◆ MATERIAL ◆
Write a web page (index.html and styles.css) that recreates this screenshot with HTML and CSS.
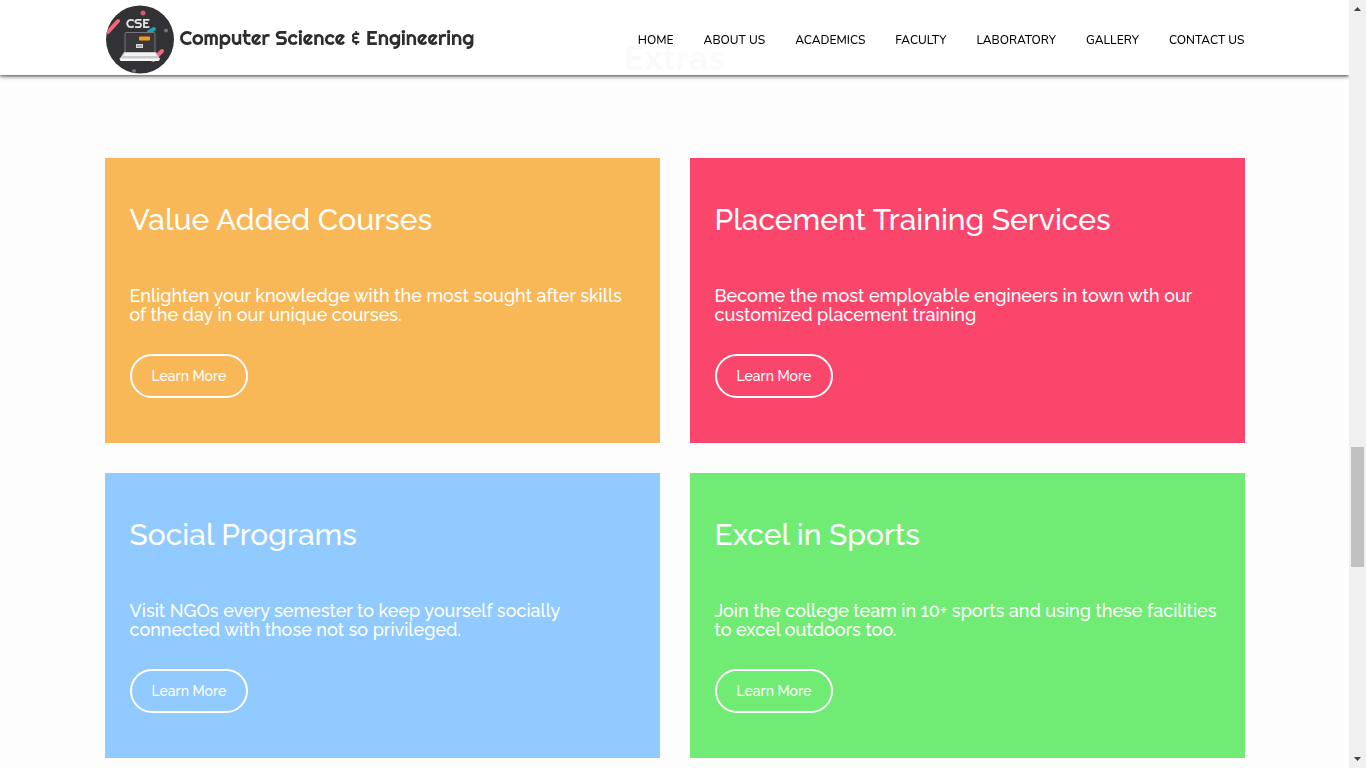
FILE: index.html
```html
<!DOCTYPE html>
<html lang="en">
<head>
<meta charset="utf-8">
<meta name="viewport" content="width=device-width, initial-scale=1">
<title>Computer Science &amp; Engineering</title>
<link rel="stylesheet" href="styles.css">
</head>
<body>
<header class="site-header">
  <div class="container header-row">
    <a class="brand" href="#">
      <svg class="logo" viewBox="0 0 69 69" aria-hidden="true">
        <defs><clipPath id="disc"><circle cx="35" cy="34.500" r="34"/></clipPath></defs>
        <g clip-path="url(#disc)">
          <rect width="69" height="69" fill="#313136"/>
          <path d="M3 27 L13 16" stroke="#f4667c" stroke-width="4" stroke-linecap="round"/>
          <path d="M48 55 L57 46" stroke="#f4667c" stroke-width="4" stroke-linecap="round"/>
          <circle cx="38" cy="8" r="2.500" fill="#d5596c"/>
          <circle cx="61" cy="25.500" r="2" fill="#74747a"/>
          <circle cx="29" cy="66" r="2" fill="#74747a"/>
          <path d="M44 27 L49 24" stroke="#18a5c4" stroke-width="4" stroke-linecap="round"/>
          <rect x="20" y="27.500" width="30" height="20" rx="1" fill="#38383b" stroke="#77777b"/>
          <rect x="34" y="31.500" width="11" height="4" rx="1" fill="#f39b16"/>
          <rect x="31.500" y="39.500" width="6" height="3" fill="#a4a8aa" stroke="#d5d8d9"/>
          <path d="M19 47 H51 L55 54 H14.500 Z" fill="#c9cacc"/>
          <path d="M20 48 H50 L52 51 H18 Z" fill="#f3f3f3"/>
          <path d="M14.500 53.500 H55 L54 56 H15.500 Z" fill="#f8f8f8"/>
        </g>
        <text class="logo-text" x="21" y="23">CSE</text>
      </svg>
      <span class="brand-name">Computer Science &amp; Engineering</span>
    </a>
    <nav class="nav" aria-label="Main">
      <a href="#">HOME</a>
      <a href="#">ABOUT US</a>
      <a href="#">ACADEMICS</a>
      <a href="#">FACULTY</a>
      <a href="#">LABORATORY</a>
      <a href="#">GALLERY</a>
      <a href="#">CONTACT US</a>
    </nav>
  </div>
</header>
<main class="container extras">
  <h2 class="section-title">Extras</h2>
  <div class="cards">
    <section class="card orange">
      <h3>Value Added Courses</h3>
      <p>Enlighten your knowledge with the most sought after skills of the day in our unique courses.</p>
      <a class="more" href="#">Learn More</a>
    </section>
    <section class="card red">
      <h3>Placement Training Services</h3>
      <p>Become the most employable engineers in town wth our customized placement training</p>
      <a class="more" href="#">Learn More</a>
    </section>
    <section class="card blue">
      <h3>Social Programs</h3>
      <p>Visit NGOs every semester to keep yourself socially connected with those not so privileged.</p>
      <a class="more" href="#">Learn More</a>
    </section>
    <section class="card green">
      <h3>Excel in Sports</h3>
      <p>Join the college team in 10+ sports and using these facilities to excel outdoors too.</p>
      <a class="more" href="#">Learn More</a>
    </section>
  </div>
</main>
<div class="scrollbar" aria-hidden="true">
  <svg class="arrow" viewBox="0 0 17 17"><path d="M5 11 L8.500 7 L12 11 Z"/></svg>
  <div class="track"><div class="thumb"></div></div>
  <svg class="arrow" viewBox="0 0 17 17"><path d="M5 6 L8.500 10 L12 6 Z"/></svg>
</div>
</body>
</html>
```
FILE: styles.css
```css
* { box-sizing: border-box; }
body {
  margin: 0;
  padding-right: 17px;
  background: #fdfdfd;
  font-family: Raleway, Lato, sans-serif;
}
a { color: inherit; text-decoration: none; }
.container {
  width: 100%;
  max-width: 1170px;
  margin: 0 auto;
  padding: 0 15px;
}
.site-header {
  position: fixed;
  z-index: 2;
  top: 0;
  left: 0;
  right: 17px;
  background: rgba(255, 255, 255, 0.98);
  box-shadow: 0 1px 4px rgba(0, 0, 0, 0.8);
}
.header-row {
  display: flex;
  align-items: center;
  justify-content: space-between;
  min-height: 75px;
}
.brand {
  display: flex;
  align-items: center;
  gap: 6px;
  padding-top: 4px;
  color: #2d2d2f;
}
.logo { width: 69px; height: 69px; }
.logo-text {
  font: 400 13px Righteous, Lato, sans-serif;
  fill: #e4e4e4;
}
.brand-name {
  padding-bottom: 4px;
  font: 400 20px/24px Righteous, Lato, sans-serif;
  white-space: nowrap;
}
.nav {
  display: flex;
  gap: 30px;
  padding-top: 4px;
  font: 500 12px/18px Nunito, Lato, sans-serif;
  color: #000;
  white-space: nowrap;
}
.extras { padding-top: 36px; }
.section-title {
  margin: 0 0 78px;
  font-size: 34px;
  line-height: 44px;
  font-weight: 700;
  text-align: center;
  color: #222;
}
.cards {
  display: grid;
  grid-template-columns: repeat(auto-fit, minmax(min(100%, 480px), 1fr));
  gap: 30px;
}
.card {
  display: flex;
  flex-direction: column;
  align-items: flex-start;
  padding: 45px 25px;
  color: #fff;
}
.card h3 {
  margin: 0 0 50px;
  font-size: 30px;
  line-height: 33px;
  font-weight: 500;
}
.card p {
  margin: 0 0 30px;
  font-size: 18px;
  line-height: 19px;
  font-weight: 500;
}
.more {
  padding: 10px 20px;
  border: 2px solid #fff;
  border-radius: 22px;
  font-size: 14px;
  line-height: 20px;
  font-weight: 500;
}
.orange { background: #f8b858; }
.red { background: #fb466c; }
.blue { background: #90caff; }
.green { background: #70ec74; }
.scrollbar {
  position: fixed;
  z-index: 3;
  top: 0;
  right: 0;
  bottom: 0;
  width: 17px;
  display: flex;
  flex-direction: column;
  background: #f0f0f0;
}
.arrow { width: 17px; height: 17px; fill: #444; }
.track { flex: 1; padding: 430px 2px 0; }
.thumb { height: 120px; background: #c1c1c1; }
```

◆ SHORT EXERCISE ◆
Isolate each line of the listing above that includes "styles". Copy it.

◆ RESPONSE BELOW ◆
Write a web page (index.html and styles.css) that recreates this screenshot with HTML and CSS.
<link rel="stylesheet" href="styles.css">
FILE: styles.css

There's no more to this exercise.